- Directed by: Akuol de Mabior
- Produced by: Don Edkins Sam Soko Tiny Mungwe
- Cinematography: Emma Nzioka Akuol de Mabior Nyasha Kadandara Atong de Mabior
- Edited by: Angela Wanjiku Wamai Khalid Shamis
- Production companies: LBx Africa STEPS
- Release date: 26 November 2022 (United States);
- Running time: 85 minutes
- Countries: South Sudan South Africa Kenya
- Languages: English Arabic Dinka

= No Simple Way Home =

2022 South African-South Sudanese documentary film

No Simple Way Home also known as Nie ma prostej drogi do domu is a 2022 South Sudanese-South African documentary film written and directed by South Sudanese filmmaker Akuol de Mabior on her documentary directorial debut. The film was premiered at the 2022 International Filmfestival Amsterdam.
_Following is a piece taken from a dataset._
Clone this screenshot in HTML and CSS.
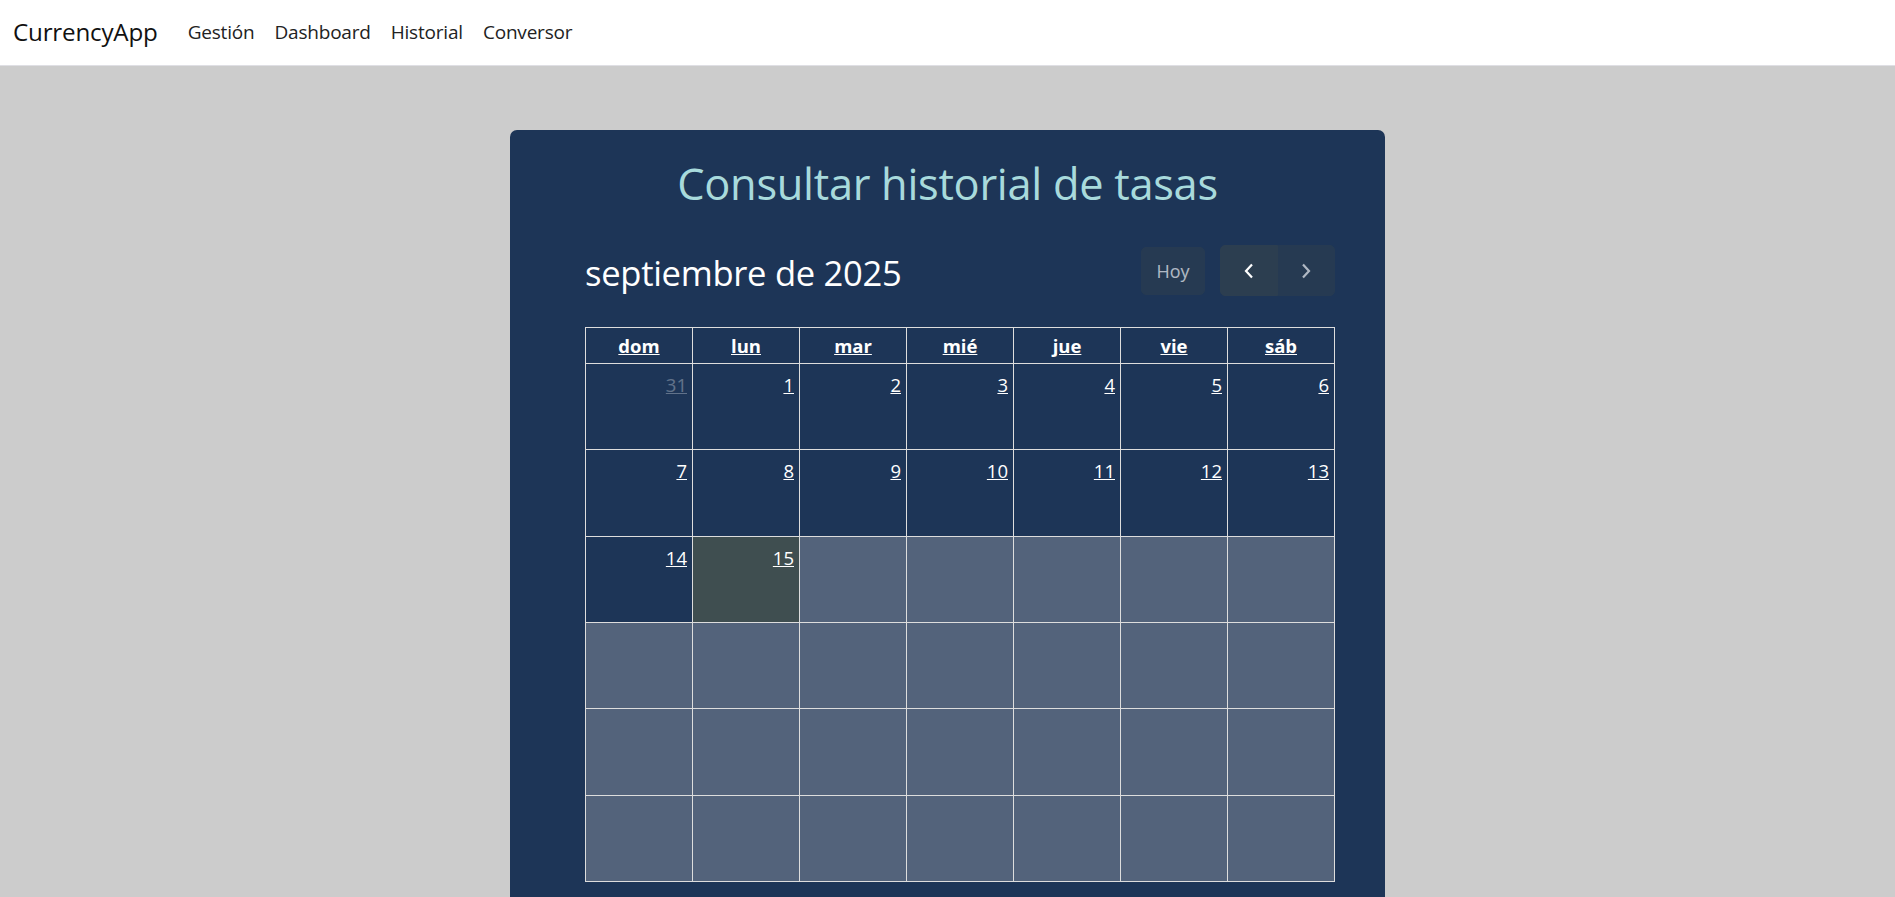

The film encounters the daily struggles of people in South Sudan and recounts the story of the most prominent political family in South Sudan's history. It became the first ever South Sudanese film to be screened at the Berlin International Film Festival.

== Synopsis ==
The documentary owes tribute to filmmaker Akuol de Mabior's own father John Garang de Mabior who was widely acknowledged and recognised for his prominent role in pioneering the liberation movement South Sudan People's Defence Forces for nearly two decades or so in the Southern part of Sudan (which is now known as a separate independent country in the name of South Sudan which gained independence in 2011) and he is currently considered as the founding father of South Sudan who had eventually died in a helicopter crash in 2005 just three weeks after taking oath as Vice President of Sudan and he would later be hailed as a national hero of South Sudan. Akuol was just 16 when her father died in the helicopter crash. The documentary also gives spotlight on former Vice President of South Sudan Rebecca Nyandeng De Mabior who is dubbed as the motherfigure of South Sudan. After growing up in exile, filmmaker Akuol de Mabior returns home to South Sudan to follow her mother's journey into politics. When peace in South Sudan hangs in the balance, the filmmaker returns home from exile with her mother and sister.

== Production ==
The film was produced by Generation Africa in collaboration with Deutsche Welle Akademie, Robert Bosch Foundation, Social Transformation and Empowerment Projects (STEPS), Bertha Foundation, German Federal Ministry for Economic Cooperation and Development and German Cooperation.

== Release ==
The film was premiered at various international film festivals including Zanzibar International Film Festival 2022, Sheffield DocFest 2022, San Francisco International Film Festival 2022, Durban International Film Festival 2022, Encounters South African International Documentary Festival 2022, DOK.fest München 2022, HotDocs 2022, Cinéma du Réel 2022, 2022 Sydney Film Festival and in the panorama section at the 72nd Berlin International Film Festival.